WRITTEN EXERCISE:
Gather up the lines with the word "React" in them.
####################
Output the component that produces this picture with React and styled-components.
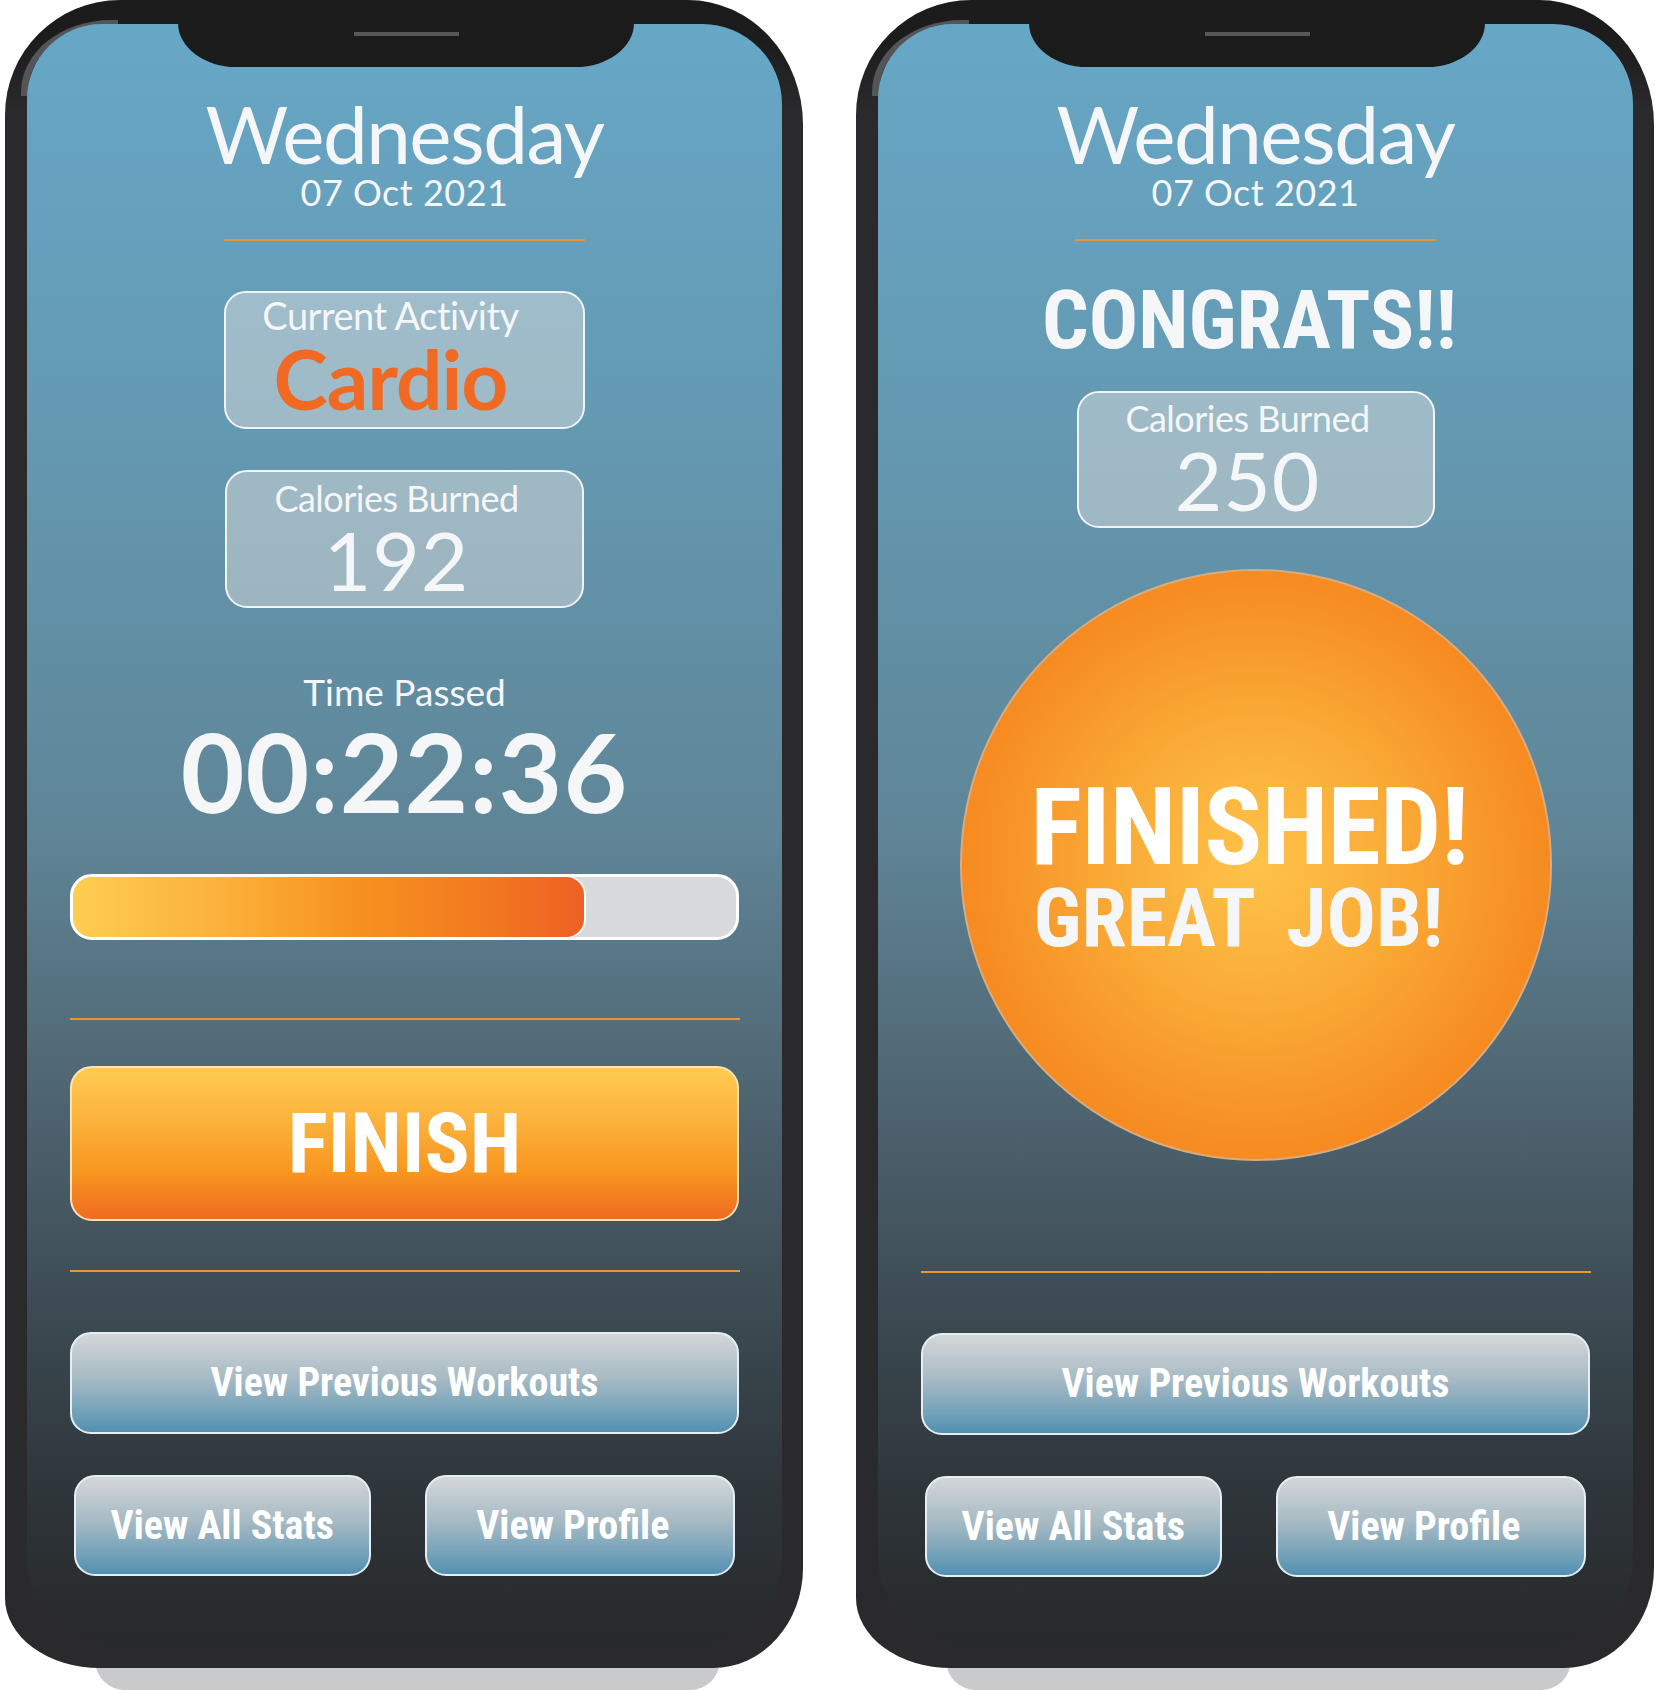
import React from "react";
import styled, { createGlobalStyle } from "styled-components";

const SANS = `Lato, "Open Sans", "Liberation Sans", sans-serif`;
const NARROW = `"Liberation Sans Narrow", "Arial Narrow", "Roboto Condensed", "DejaVu Sans Condensed", "Liberation Sans", sans-serif`;
const TEXT = "#f4f6f8";

const GlobalStyle = createGlobalStyle`
  html, body { margin: 0; padding: 0; background: #ffffff; }
  body { font-family: ${SANS}; }
  * { box-sizing: border-box; }
`;

const Page = styled.main`
  display: flex;
  gap: 53px;
  padding-left: 5px;
  width: 1660px;
  height: 1690px;
  overflow: hidden;
`;

const Phone = styled.div`
  position: relative;
  flex: none;
  width: 798px;
  height: 1668px;
`;

const Underside = styled.div`
  position: absolute;
  left: 90px;
  right: 83px;
  bottom: -22px;
  height: 60px;
  background: #c9cacc;
  border-radius: 0 0 30px 30px;
`;

const Frame = styled.div`
  position: relative;
  width: 100%;
  height: 100%;
  padding: 24px 21px 21px 22px;
  border-radius: 115px 115px 90px 95px / 115px 125px 100px 70px;
  background: linear-gradient(180deg, #1b1b1b 0px, #1c1c1d 40px, #2a2a2c 110px, #2a2a2c 100%);

  &::before {
    content: "";
    position: absolute;
    left: 16px;
    top: 20px;
    width: 90px;
    height: 72px;
    border-top: 4px solid #555558;
    border-left: 7px solid #555558;
    border-top-left-radius: 90px 72px;
  }
`;

const Notch = styled.div`
  position: absolute;
  z-index: 2;
  top: 0;
  left: 173px;
  width: 456px;
  height: 67px;
  background: #1b1b1b;
  border-radius: 0 0 58px 58px / 0 0 44px 44px;
  display: flex;
  justify-content: center;
  padding-top: 32px;
`;

const Speaker = styled.div`
  width: 105px;
  height: 4px;
  background: #58585b;
`;

const Screen = styled.div`
  position: relative;
  z-index: 1;
  width: 755px;
  height: 1623px;
  border-radius: 75px 80px 90px 90px;
  background: linear-gradient(
    180deg,
    #67a7c6 0%,
    #6499b2 25%,
    #5f8597 50%,
    #506774 65%,
    #3b4951 80%,
    #2d3337 92%,
    #27292b 100%
  );
  display: flex;
  flex-direction: column;
  align-items: center;
  padding-top: 73px;
  overflow: hidden;
`;

const DayTitle = styled.h1`
  margin: 0;
  font: 400 80px/0.9 ${SANS};
  letter-spacing: -1.5px;
  color: ${TEXT};
`;

const DateText = styled.div`
  margin-top: 5px;
  font: 400 36px/1 ${SANS};
  letter-spacing: 0.5px;
  color: ${TEXT};
`;

const Divider = styled.hr`
  margin: ${(p) => p.$mt}px 0 0;
  width: ${(p) => p.$w}px;
  height: 2px;
  border: 0;
  background: #ec952d;
  flex: none;
`;

const StatBox = styled.div`
  flex: none;
  width: ${(p) => p.$w}px;
  height: ${(p) => p.$h}px;
  margin-top: ${(p) => p.$mt}px;
  padding: ${(p) => p.$pt}px ${(p) => p.$pr}px 0 0;
  border: 2px solid #f1f4f6;
  border-radius: 22px;
  background: rgba(230, 226, 223, 0.45);
  display: flex;
  flex-direction: column;
  align-items: center;
`;

const BoxLabel = styled.div`
  font: 400 ${(p) => p.$fs}px/1 ${SANS};
  letter-spacing: -0.5px;
  color: ${TEXT};
`;

const ActivityName = styled.div`
  margin-top: 3px;
  font: 700 82px/1 ${SANS};
  letter-spacing: -1px;
  color: #f06a24;
`;

const BigNumber = styled.div`
  margin-top: 2px;
  font: 400 82px/1 ${SANS};
  letter-spacing: 1px;
  color: ${TEXT};
`;

const TimeLabel = styled.div`
  margin-top: 65px;
  font: 400 37px/1 ${SANS};
  color: ${TEXT};
`;

const Timer = styled.div`
  margin-top: 5px;
  font: 700 110px/1 ${SANS};
  letter-spacing: 1px;
  color: ${TEXT};
`;

const Track = styled.div`
  flex: none;
  margin-top: 49px;
  width: 669px;
  height: 66px;
  border: 3px solid #ffffff;
  border-radius: 22px;
  background: #d8d9da;
  overflow: hidden;
  display: flex;
`;

const Fill = styled.div`
  height: 100%;
  border-radius: 18px;
  box-shadow: 1px 0 0 1px #ffffff;
  background: linear-gradient(90deg, #fecd52 0%, #fbb03a 30%, #f7921f 55%, #f27a20 80%, #ee6024 100%);
`;

const FinishButton = styled.button`
  flex: none;
  margin-top: 46px;
  width: 669px;
  height: 155px;
  border: 2px solid #fde3b6;
  border-radius: 22px;
  background: linear-gradient(180deg, #ffcb51 0%, #fbb23c 35%, #f7951f 70%, #f06a22 100%);
  font: 700 84px/1 ${NARROW};
  color: #ffffff;
  display: flex;
  align-items: center;
  justify-content: center;
  padding: 0;
`;

const Congrats = styled.div`
  margin-top: 38px;
  font: 700 82px/1 ${NARROW};
  color: ${TEXT};
  margin-left: -12px;
`;

const Circle = styled.div`
  flex: none;
  margin-top: 41px;
  width: 592px;
  height: 592px;
  border-radius: 50%;
  border: 2px solid rgba(190, 200, 210, 0.55);
  background: radial-gradient(circle at 50% 50%, #fec34a 0%, #faaa36 35%, #f68b21 70%, #f27a20 100%);
  display: flex;
  flex-direction: column;
  align-items: center;
  padding-top: 208px;
`;

const CircleText = styled.div`
  margin-right: 12px;
  display: flex;
  flex-direction: column;
  align-items: flex-start;
`;

const Finished = styled.div`
  font: 700 108px/0.9 ${NARROW};
  color: #ffffff;
  letter-spacing: -0.5px;
`;

const GreatJob = styled.div`
  margin-top: 1px;
  margin-left: 3px;
  font: 700 82px/1 ${NARROW};
  word-spacing: 14px;
  color: ${TEXT};
`;

const NavButton = styled.button`
  flex: ${(p) => (p.$grow ? "1 1 0" : "none")};
  width: ${(p) => (p.$grow ? "auto" : "669px")};
  height: ${(p) => p.$h}px;
  margin-top: ${(p) => p.$mt || 0}px;
  padding: 0 ${(p) => p.$pr || 0}px 0 0;
  border: 2px solid #e4eef3;
  border-radius: 21px;
  background: linear-gradient(180deg, #d4d7d9 0%, #a7bac4 45%, #7aa5bb 75%, #5290b0 100%);
  font: 700 ${(p) => p.$fs}px/1 ${NARROW};
  color: #ffffff;
  display: flex;
  align-items: center;
  justify-content: center;
`;

const ButtonRow = styled.div`
  flex: none;
  margin-top: 41px;
  width: 669px;
  padding: 0 4px;
  display: flex;
  gap: 54px;
`;

function Device({ children }) {
  return (
    <Phone>
      <Underside />
      <Frame>
        <Notch>
          <Speaker />
        </Notch>
        <Screen>{children}</Screen>
      </Frame>
    </Phone>
  );
}

function Header() {
  return (
    <>
      <DayTitle>Wednesday</DayTitle>
      <DateText>07 Oct 2021</DateText>
      <Divider $w={361} $mt={29} />
    </>
  );
}

function Navigation() {
  return (
    <>
      <NavButton $h={102} $mt={60} $fs={40}>
        View Previous Workouts
      </NavButton>
      <ButtonRow>
        <NavButton $grow $h={101} $fs={40}>
          View All Stats
        </NavButton>
        <NavButton $grow $h={101} $fs={40} $pr={14}>
          View Profile
        </NavButton>
      </ButtonRow>
    </>
  );
}

export default function App() {
  const progress = 0.77;
  return (
    <>
      <GlobalStyle />
      <Page>
        <Device>
          <Header />
          <StatBox $w={361} $h={138} $mt={50} $pt={3} $pr={28}>
            <BoxLabel $fs={38}>Current Activity</BoxLabel>
            <ActivityName>Cardio</ActivityName>
          </StatBox>
          <StatBox $w={359} $h={138} $mt={41} $pt={8} $pr={16}>
            <BoxLabel $fs={36}>Calories Burned</BoxLabel>
            <BigNumber>192</BigNumber>
          </StatBox>
          <TimeLabel>Time Passed</TimeLabel>
          <Timer>00:22:36</Timer>
          <Track>
            <Fill style={{ width: `${progress * 100}%` }} />
          </Track>
          <Divider $w={670} $mt={78} />
          <FinishButton>FINISH</FinishButton>
          <Divider $w={670} $mt={49} />
          <Navigation />
        </Device>
        <Device>
          <Header />
          <Congrats>CONGRATS!!</Congrats>
          <StatBox $w={358} $h={137} $mt={30} $pt={7} $pr={16}>
            <BoxLabel $fs={36}>Calories Burned</BoxLabel>
            <BigNumber>250</BigNumber>
          </StatBox>
          <Circle>
            <CircleText>
              <Finished>FINISHED!</Finished>
              <GreatJob>GREAT JOB!</GreatJob>
            </CircleText>
          </Circle>
          <Divider $w={670} $mt={110} />
          <Navigation />
        </Device>
      </Page>
    </>
  );
}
####################
THE REPLY:
Output the component that produces this picture with React and styled-components.
import React from "react";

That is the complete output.